→ **Work to be completed**: Leaving out all pictures, reproduce the entries below exactly, from the first line through the line that contains "const [source, setSource] = useState('');".

(Data items)
#####

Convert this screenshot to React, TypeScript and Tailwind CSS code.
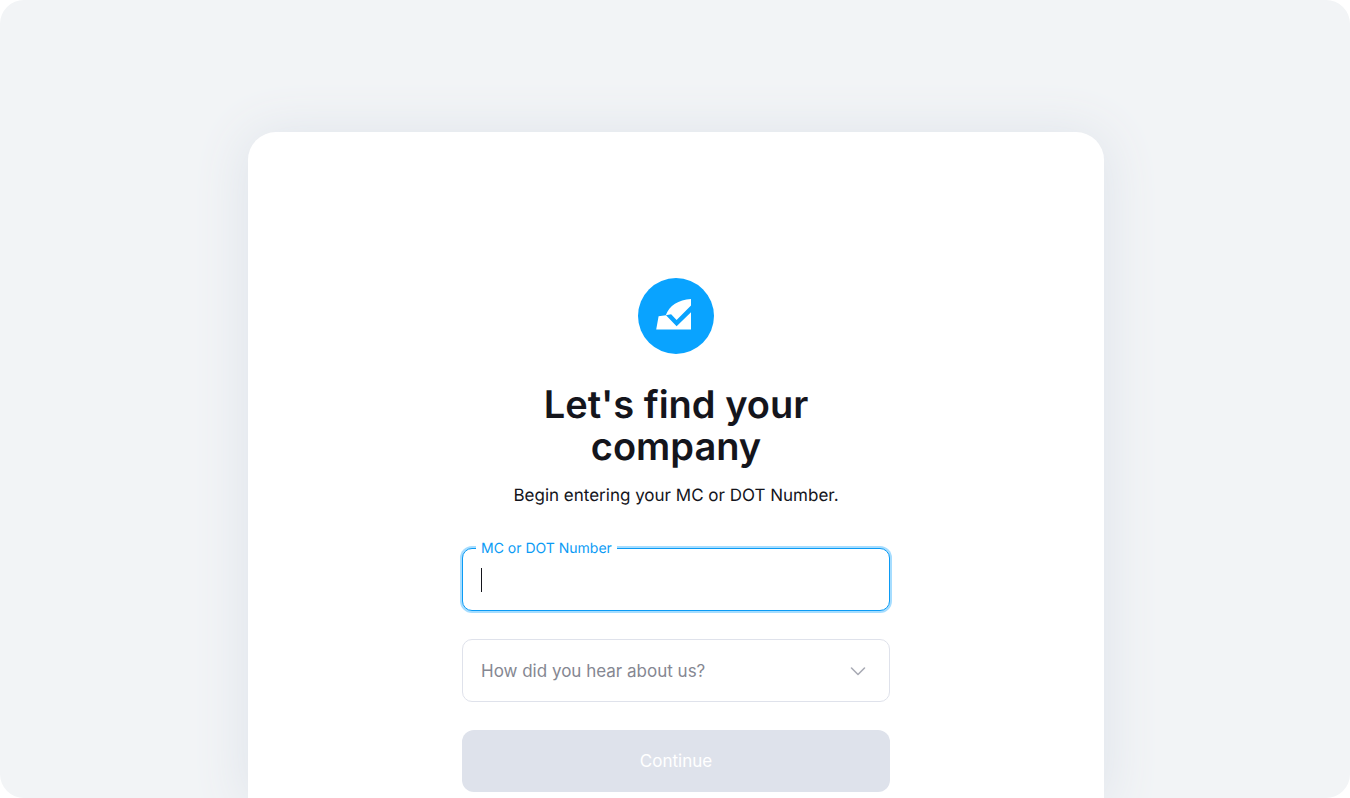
import { useState } from 'react';
import { clsx } from 'clsx';

const sources = ['Search engine', 'Social media', 'Another carrier', 'Broker or shipper'];

function Logo() {
  return (
    <svg className="size-19" viewBox="0 0 76 76" role="img" aria-label="Company logo">
      <circle cx="38" cy="38" r="38" fill="#09a3ff" />
      <path d="M27.8 37.3 C31.2 27.8 40.5 21.6 53 21 V27.5 L38.6 42 L33.1 36.2 Z" fill="#fff" />
      <path d="M20.6 38.3 L28 37.2 L38.6 48.2 L53 34.3 V51.5 H18.2 Z" fill="#fff" />
    </svg>
  );
}

export default function App() {
  const [number, setNumber] = useState('');
  const [source, setSource] = useState('');

  return (
    <div className="bg-white font-['Inter',sans-serif] text-[#14151c] antialiased [text-rendering:geometricPrecision]">
      <main className="flex h-screen flex-col items-center overflow-hidden rounded-3xl bg-[#f2f4f6] pt-33 pl-0.5">
        {/* CARD */}
        <section className="flex w-full max-w-[856px] shrink-0 grow flex-col items-center rounded-t-[28px] bg-white px-6 pt-[146px] shadow-[0_4px_52px_4px_#dfe4eb]">
          <Logo />
          <h1 className="mt-[30px] max-w-80 text-center text-[38px] leading-[42px] font-semibold">
            Let's find your company
          </h1>
          <p className="mt-4 text-[17px] leading-6">Begin entering your MC or DOT Number.</p>

          <form className="mt-10 flex w-full max-w-[428px] flex-col gap-7" onSubmit={(e) => e.preventDefault()}>
            {/* MC / DOT NUMBER */}
            <div className="relative">
              <input
                id="number"
                value={number}
                onChange={(e) => setNumber(e.target.value)}
                className="block h-[63px] w-full rounded-[10px] border border-[#0b9bf5] bg-white px-[18px] text-[17px] caret-transparent ring-2 ring-[#a6ddff] outline-none"
              />
              <label htmlFor="number" className="absolute -top-2 left-3.5 bg-white px-[5px] text-sm leading-[18px] text-[#0b9bf5]">
                MC or DOT Number
              </label>
              {number === '' && <span className="pointer-events-none absolute top-5 left-[19px] h-6 w-px bg-[#14151c]" />}
            </div>

            {/* REFERRAL SOURCE */}
            <div className="relative">
              <select
                aria-label="How did you hear about us?"
                value={source}
                onChange={(e) => setSource(e.target.value)}
                className={clsx(
                  'block h-[63px] w-full appearance-none rounded-[10px] border border-[#dfe2eb] bg-white px-[18px] pt-0.5 text-[17px] outline-none',
                  source ? 'text-[#14151c]' : 'text-[#858792]',
                )}
              >
                <option value="">How did you hear about us?</option>
                {sources.map((s) => (
                  <option key={s}>{s}</option>
                ))}
              </select>
              <svg className="pointer-events-none absolute top-6 right-6 h-4 w-4" viewBox="0 0 16 16" fill="none" stroke="#a9abb5" strokeWidth="1.6" strokeLinecap="round" strokeLinejoin="round">
                <path d="M1.5 5 L8 11.5 L14.5 5" />
              </svg>
            </div>

            <button disabled={!number} className="h-[62px] rounded-xl bg-[#2aa9ff] pt-0.5 text-[17px] text-white disabled:bg-[#dee2eb]">
              Continue
            </button>
          </form>
        </section>
      </main>
    </div>
  );
}
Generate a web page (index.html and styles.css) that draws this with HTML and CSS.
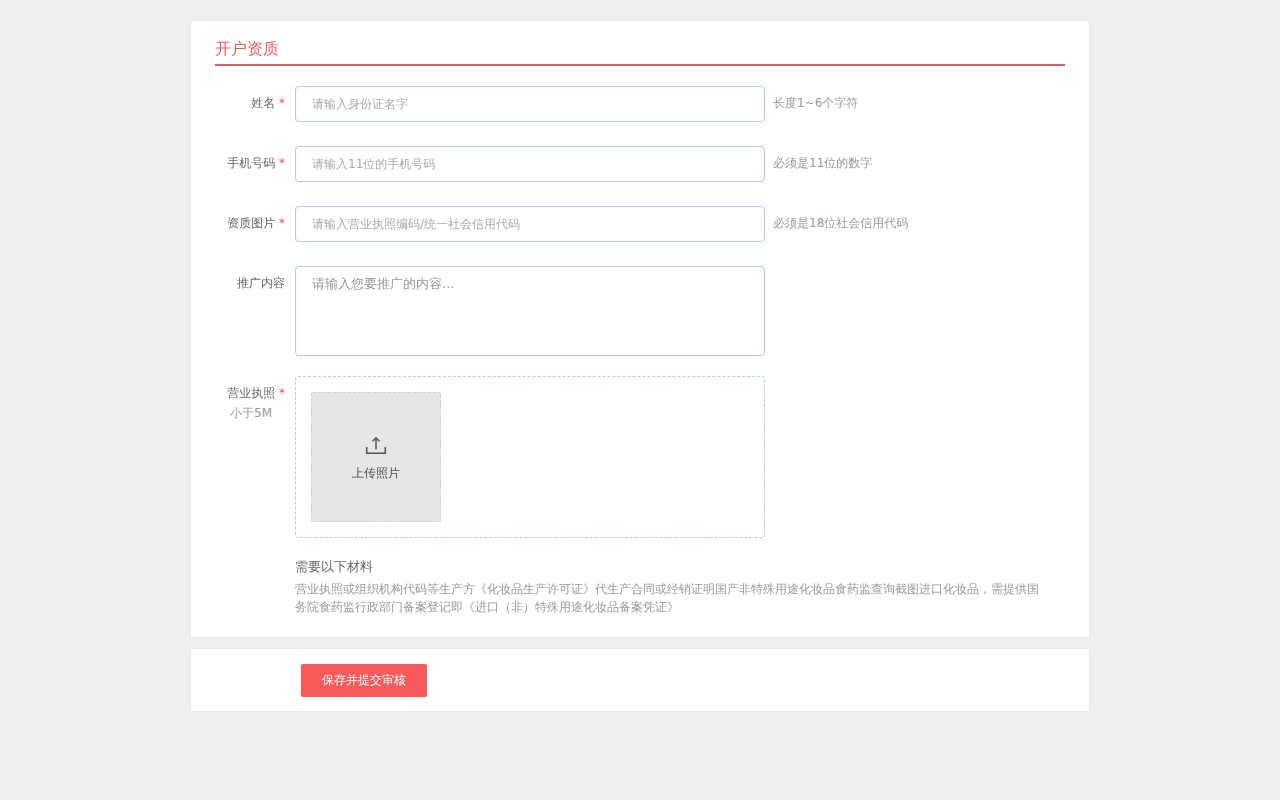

#####

→ **In response**:
Convert this screenshot to React, TypeScript and Tailwind CSS code.
import { useState } from 'react';
import { clsx } from 'clsx';

const sources = ['Search engine', 'Social media', 'Another carrier', 'Broker or shipper'];

function Logo() {
  return (
    <svg className="size-19" viewBox="0 0 76 76" role="img" aria-label="Company logo">
      <circle cx="38" cy="38" r="38" fill="#09a3ff" />
      <path d="M27.8 37.3 C31.2 27.8 40.5 21.6 53 21 V27.5 L38.6 42 L33.1 36.2 Z" fill="#fff" />
      <path d="M20.6 38.3 L28 37.2 L38.6 48.2 L53 34.3 V51.5 H18.2 Z" fill="#fff" />
    </svg>
  );
}

export default function App() {
  const [number, setNumber] = useState('');
  const [source, setSource] = useState('');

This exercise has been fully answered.